►

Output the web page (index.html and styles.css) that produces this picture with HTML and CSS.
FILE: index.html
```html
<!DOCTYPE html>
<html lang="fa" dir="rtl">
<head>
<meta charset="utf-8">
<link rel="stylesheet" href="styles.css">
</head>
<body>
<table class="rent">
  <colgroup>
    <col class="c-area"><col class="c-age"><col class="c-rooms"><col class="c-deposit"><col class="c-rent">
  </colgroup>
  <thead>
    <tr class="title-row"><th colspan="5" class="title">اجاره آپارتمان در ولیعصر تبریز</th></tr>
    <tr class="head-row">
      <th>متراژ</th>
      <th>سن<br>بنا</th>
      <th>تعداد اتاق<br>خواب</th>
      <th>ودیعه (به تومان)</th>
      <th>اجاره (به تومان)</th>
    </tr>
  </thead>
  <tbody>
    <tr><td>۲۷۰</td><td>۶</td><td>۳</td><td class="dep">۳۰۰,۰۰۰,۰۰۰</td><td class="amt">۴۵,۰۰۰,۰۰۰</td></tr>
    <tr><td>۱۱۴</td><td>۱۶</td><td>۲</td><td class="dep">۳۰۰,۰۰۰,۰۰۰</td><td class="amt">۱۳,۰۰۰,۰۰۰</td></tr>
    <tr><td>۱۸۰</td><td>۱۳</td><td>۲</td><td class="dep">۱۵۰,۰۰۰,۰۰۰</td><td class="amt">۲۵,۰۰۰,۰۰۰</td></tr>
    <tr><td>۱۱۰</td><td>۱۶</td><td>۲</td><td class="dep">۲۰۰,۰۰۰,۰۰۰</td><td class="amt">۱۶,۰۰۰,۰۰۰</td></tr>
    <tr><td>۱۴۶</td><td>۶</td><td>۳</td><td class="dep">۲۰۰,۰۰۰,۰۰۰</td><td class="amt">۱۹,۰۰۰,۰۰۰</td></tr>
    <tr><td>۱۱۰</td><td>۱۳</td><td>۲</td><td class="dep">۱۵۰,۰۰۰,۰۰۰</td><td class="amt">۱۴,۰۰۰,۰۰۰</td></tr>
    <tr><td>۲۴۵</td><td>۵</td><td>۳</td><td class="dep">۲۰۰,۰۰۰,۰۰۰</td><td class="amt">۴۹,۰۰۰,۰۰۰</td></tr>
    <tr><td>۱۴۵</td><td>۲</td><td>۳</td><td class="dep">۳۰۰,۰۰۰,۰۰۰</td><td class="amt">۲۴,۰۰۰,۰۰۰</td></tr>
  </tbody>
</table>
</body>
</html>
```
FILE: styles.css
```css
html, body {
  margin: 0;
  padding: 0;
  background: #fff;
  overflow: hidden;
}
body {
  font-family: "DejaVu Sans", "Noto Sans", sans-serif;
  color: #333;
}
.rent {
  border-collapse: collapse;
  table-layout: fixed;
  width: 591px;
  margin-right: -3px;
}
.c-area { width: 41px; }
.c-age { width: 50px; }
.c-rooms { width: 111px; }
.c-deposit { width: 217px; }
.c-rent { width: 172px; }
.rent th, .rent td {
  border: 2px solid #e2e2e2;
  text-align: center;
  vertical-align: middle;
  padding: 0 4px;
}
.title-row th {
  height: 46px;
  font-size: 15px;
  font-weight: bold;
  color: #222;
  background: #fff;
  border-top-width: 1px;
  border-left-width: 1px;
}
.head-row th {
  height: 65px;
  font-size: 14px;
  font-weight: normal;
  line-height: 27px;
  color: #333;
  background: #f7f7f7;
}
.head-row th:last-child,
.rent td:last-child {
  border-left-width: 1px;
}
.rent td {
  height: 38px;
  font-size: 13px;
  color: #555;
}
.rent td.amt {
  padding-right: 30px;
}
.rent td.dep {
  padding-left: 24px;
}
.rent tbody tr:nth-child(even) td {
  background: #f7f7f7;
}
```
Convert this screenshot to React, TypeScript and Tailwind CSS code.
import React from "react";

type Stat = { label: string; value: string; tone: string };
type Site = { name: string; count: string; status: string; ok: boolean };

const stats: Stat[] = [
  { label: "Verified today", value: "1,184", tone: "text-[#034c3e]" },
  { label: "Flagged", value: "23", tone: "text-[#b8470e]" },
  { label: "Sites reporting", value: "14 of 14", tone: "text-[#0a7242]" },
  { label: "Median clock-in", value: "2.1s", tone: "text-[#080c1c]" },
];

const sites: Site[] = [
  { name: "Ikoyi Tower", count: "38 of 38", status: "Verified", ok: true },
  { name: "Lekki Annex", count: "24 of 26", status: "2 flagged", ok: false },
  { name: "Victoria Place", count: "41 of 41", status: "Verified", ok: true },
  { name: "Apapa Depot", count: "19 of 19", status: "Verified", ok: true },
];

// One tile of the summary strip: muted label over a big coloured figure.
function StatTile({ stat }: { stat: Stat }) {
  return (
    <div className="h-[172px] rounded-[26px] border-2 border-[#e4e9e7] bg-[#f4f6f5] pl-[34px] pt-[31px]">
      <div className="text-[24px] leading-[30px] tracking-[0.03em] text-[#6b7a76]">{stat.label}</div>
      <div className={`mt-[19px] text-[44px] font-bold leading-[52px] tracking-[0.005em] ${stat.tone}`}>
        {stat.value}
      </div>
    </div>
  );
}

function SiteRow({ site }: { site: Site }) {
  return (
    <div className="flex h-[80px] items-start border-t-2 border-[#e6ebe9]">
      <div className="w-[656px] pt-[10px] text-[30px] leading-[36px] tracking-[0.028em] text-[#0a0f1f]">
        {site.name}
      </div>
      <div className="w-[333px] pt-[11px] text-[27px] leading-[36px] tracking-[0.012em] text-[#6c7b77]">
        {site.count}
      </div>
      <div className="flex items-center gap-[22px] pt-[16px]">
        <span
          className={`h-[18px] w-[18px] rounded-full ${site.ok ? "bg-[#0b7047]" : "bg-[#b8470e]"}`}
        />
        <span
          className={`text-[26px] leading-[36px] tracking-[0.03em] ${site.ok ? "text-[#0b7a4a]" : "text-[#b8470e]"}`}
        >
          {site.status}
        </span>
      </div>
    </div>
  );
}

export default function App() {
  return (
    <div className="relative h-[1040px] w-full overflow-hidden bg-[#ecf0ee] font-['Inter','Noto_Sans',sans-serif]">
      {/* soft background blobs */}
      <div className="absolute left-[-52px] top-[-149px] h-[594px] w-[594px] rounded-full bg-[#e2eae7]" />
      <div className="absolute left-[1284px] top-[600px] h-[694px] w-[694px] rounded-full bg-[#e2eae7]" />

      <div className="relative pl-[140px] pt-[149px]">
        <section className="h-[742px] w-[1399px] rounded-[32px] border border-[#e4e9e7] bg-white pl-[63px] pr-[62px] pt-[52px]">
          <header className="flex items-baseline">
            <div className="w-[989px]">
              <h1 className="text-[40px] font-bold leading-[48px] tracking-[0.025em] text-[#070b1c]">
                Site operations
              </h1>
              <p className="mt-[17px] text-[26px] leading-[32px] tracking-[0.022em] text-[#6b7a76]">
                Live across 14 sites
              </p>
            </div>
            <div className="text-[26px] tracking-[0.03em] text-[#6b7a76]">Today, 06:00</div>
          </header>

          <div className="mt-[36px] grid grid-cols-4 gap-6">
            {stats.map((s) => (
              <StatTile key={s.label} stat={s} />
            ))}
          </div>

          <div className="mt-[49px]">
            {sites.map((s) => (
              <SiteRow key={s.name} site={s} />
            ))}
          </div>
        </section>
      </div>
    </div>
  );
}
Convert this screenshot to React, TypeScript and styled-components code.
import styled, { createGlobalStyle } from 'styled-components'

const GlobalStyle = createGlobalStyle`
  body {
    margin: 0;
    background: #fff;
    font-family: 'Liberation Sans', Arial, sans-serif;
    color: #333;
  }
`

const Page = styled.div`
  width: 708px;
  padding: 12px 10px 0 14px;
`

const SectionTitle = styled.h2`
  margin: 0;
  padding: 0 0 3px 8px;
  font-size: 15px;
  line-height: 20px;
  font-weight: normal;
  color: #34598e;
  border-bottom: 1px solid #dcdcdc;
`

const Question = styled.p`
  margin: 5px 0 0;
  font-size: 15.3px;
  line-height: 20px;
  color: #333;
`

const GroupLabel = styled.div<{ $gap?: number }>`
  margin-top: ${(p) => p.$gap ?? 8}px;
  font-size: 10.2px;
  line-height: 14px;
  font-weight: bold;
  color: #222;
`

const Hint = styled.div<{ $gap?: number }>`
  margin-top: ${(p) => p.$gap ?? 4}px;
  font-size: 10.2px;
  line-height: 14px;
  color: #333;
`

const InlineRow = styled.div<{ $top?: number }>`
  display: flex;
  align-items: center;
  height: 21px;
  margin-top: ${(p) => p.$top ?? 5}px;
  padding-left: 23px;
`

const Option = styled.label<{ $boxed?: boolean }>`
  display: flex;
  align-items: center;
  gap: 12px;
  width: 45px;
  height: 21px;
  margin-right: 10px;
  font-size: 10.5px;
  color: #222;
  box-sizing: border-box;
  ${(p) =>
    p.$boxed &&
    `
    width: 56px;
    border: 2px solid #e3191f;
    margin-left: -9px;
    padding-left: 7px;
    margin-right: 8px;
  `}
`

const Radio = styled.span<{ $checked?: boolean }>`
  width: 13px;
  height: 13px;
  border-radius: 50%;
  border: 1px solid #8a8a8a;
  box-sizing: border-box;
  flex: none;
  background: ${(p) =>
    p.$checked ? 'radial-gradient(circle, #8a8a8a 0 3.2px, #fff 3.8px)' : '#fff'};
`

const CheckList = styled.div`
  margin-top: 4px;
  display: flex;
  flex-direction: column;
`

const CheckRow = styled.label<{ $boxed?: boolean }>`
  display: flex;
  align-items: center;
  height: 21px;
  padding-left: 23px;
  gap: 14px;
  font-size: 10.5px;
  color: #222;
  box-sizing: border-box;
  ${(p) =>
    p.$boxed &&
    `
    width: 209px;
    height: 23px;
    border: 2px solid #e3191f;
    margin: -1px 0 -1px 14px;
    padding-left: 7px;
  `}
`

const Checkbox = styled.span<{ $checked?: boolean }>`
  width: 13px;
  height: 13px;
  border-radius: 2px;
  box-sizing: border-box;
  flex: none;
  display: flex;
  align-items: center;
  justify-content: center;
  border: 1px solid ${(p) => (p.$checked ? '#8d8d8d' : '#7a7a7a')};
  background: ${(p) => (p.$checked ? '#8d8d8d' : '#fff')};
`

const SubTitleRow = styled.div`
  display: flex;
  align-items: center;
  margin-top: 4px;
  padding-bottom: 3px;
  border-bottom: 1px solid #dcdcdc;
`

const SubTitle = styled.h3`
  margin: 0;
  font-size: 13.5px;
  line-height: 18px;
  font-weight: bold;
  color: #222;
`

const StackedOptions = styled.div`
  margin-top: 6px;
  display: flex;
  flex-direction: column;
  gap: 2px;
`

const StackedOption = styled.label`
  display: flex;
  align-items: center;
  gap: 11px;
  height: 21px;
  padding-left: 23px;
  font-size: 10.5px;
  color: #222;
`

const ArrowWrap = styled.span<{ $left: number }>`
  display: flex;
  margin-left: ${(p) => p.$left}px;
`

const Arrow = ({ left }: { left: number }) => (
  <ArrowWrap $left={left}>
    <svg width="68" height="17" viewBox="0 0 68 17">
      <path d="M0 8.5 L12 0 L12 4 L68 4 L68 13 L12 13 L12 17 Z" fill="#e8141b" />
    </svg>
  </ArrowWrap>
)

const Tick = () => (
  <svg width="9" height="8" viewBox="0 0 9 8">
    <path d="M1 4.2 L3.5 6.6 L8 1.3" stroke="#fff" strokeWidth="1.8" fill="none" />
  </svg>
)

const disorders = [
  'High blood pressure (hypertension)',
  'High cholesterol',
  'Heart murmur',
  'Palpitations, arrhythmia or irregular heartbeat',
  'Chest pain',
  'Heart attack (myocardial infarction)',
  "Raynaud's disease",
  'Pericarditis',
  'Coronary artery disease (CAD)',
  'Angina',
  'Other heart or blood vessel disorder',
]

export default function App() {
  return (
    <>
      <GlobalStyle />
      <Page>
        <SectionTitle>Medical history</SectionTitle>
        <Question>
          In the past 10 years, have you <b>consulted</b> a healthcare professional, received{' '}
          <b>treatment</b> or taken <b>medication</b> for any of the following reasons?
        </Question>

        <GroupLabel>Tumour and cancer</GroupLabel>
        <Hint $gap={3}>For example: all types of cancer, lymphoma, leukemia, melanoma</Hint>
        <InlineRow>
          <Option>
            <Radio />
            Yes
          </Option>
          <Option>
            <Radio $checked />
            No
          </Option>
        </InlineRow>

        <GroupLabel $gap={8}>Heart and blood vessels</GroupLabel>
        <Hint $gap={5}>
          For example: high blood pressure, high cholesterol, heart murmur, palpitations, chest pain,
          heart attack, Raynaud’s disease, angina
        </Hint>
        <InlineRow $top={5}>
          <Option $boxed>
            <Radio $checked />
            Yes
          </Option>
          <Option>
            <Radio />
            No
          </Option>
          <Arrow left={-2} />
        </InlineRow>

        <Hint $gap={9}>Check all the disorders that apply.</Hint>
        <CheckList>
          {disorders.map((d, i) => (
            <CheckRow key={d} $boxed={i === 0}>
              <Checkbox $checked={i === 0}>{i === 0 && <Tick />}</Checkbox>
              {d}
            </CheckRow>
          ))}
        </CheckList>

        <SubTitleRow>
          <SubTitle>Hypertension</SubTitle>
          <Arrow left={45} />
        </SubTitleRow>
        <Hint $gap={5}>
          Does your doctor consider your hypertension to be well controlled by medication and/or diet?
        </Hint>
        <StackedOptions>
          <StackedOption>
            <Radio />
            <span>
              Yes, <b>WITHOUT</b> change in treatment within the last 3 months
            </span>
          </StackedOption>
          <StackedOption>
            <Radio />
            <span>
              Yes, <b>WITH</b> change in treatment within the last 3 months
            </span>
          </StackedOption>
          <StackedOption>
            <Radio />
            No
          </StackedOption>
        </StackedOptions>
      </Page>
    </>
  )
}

◄

### The problem
Each line that holds the word "Convert" should be extracted from the records.

### Final answer
Convert this screenshot to React, TypeScript and Tailwind CSS code.
Convert this screenshot to React, TypeScript and styled-components code.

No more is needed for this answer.